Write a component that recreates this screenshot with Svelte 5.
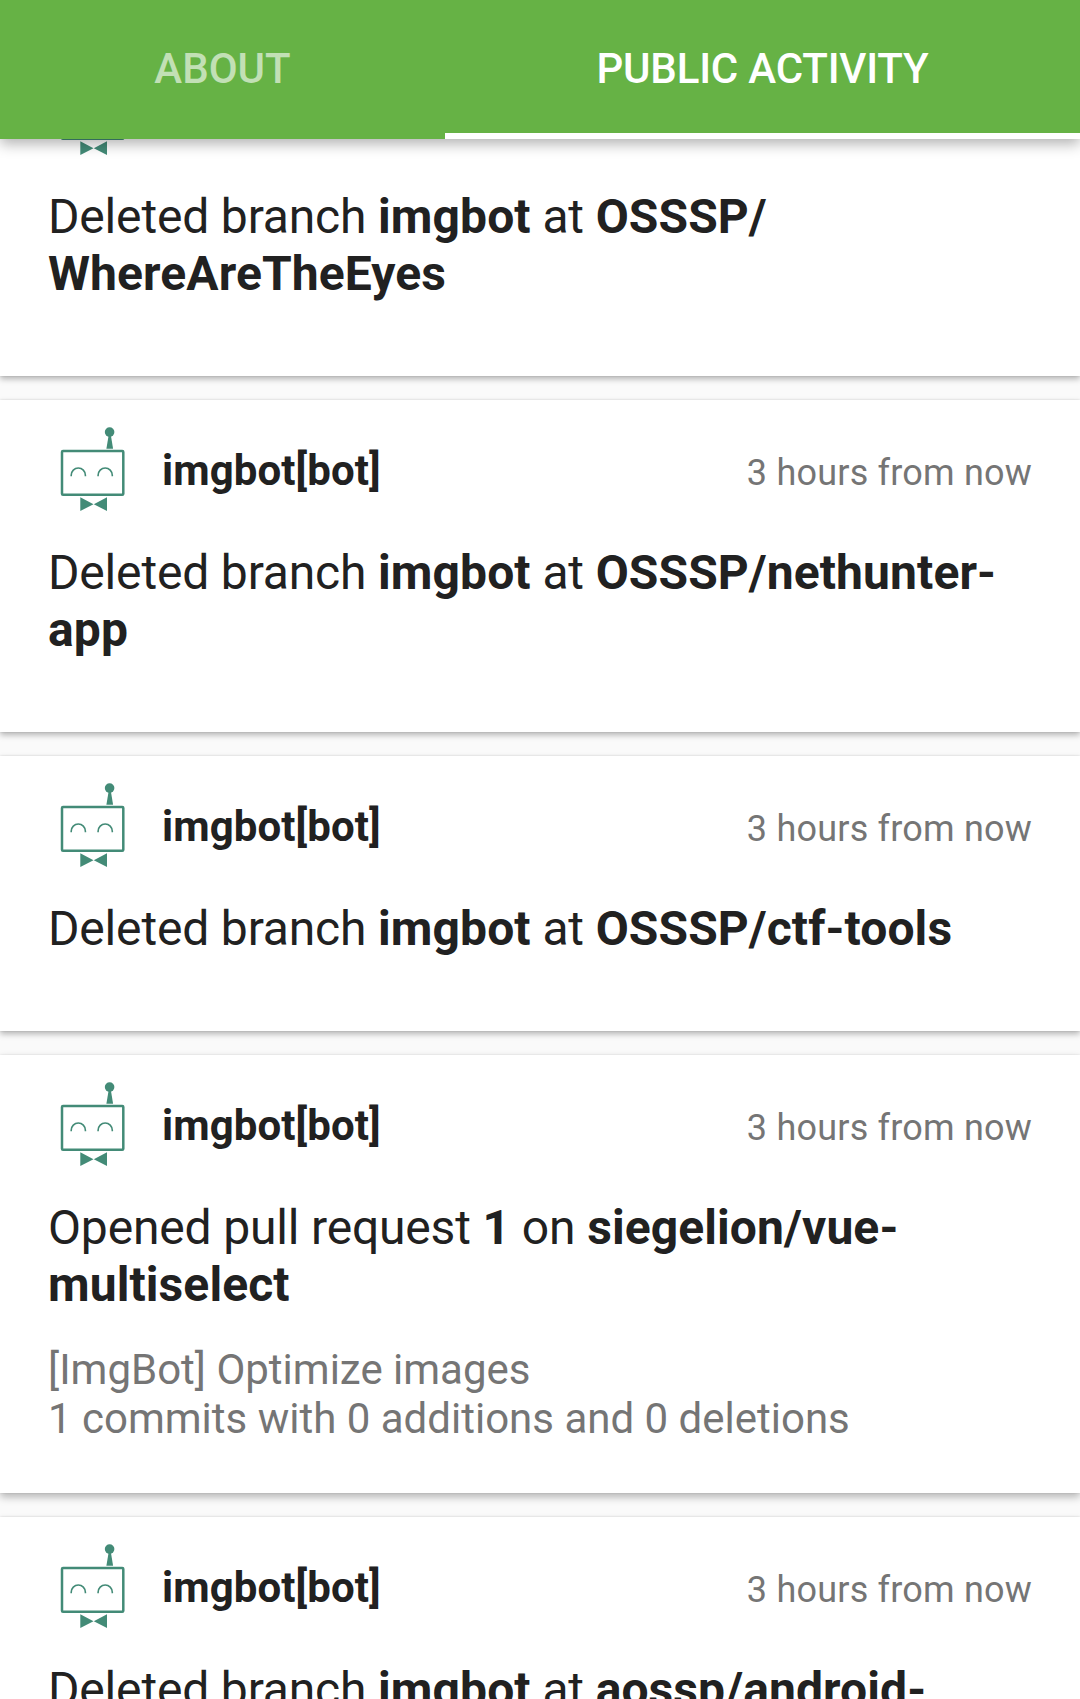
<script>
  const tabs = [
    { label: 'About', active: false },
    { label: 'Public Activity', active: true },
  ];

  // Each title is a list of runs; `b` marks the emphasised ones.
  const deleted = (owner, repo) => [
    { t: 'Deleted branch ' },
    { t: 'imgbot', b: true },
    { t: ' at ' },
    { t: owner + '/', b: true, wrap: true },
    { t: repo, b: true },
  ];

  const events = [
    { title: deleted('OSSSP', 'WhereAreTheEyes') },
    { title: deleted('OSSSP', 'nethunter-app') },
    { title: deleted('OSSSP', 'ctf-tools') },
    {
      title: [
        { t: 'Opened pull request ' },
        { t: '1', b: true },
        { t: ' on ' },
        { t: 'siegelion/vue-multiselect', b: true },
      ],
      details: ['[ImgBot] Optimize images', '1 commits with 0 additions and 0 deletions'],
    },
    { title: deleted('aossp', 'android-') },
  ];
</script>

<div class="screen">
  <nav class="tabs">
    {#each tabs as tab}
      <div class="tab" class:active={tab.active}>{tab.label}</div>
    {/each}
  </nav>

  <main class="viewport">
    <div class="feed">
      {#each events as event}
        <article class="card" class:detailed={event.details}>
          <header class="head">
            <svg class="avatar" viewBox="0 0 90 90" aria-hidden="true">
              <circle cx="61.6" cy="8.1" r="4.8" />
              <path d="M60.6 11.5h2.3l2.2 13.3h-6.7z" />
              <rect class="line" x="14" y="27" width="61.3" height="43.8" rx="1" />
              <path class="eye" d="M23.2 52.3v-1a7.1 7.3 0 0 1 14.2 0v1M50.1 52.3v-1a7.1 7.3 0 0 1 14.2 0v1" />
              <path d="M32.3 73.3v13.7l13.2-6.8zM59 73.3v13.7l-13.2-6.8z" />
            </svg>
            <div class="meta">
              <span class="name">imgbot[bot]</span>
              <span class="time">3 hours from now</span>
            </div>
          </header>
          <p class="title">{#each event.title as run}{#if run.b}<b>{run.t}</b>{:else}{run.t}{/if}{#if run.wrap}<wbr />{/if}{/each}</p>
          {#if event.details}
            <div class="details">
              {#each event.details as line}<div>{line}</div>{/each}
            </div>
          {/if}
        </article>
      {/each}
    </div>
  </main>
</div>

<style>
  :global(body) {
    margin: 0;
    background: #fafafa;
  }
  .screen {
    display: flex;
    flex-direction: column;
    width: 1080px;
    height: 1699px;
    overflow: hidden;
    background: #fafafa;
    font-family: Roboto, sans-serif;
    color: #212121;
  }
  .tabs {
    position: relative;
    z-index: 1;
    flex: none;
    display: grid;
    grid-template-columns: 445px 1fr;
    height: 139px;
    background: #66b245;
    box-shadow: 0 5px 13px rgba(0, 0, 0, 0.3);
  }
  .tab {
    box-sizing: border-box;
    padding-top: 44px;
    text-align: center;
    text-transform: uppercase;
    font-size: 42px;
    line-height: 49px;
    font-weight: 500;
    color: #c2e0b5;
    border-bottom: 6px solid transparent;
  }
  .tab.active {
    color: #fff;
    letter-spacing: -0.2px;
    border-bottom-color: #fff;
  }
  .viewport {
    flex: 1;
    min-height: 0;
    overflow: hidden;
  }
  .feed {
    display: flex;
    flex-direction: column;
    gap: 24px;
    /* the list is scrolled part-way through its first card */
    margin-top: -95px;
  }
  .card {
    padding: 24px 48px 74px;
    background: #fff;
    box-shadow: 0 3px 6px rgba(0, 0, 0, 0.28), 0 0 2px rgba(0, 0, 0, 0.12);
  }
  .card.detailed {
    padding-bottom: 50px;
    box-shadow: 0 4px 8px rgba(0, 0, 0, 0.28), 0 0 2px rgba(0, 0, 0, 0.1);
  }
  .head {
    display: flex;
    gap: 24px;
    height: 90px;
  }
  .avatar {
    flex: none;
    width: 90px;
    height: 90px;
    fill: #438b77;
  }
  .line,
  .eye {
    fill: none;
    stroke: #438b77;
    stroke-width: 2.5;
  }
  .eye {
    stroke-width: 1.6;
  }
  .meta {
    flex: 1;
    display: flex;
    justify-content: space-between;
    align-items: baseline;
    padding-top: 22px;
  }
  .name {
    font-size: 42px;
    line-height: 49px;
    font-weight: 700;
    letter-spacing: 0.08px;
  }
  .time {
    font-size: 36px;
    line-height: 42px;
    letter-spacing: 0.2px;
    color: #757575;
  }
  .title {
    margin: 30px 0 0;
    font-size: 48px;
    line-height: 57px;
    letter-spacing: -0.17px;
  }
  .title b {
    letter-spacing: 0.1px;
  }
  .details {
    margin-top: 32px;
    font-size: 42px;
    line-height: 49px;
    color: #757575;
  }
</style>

*****

** Stated exercise **
Using the listing, collect all lines in which the string "with" is found.

** Result below **
Write a component that recreates this screenshot with Svelte 5.
      details: ['[ImgBot] Optimize images', '1 commits with 0 additions and 0 deletions'],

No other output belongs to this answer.